Waterloo to spend $3M to renovate Carnegie Library for future use
Two-storey building requires upgrades for accessibility to meet current building code
Waterloo will be spending $3 million to renovate the city's Carnegie Library for future use.
The Carnegie Library on 40 Albert St. was previously occupied by Habitat for Humanity, but it's currently sitting vacant and is in need of improvements before a new tenant moves in, city council was told Monday.
The two-storey building requires upgrades relating to accessibility and making sure the building is in line with current building code requirements.
Part of the accessibility upgrades will see an elevator installed in the building.
"The community tells us loud and clear that heritage matters, particularly in parts of the city that are under intensification," Coun. Tenille Bonoguore said in an interview.
Waterloo's Carnegie Library was built in 1903 at a cost of $9,100, with funding from philanthropist Andrew Carnegie. Carnegie, who made his money in the steel industry, donated more than $56 million to build libraries around the world.
The Waterloo library was designed by the city's engineer at the time, Charles Moogk, the library's website says. The current library across the street from the Carnegie Library opened on June 11, 1966. For a number of years, the Carnegie Library served as an office for Waterloo regional police.
'They become a landmark'
Phil Carter, an architect with Phillip H. Carter Architect and Urban Planning in Toronto and a heritage consultant, said Carnegie Libraries can preserve history while providing a modern space.
That's why putting money toward their upkeep is important, he said.
"They have that kind of history and they can be modernized to perform modern functions," he said.

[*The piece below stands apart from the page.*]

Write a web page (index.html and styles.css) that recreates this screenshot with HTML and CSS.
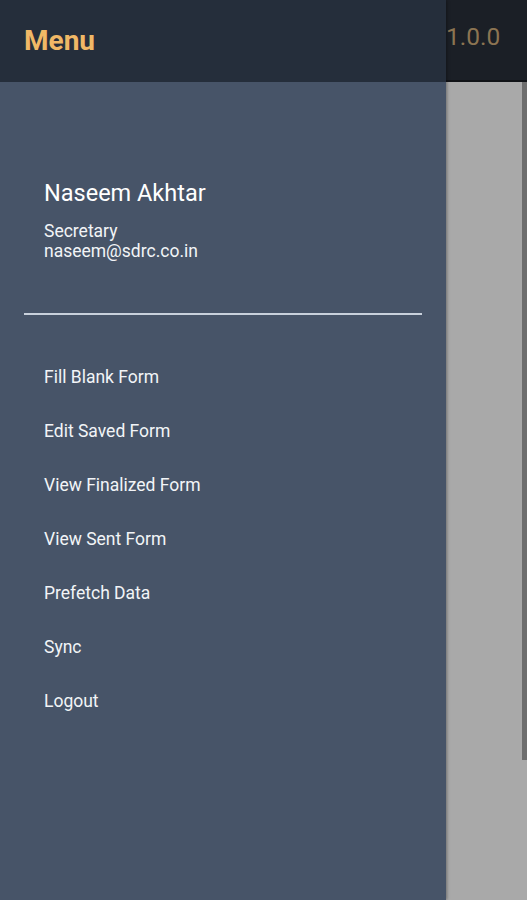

"I believe that having that continuation of our heritage is a nice thing to have. They become a landmark to the city while other things change."
Bonoguore said she hopes the city can work with future tenants of the Carnegie Library to find ways where the public can also have access to the building as well.
"I would really like to find a way for the public to feel ownership and be part of this history and heritage that's right in our core," she said.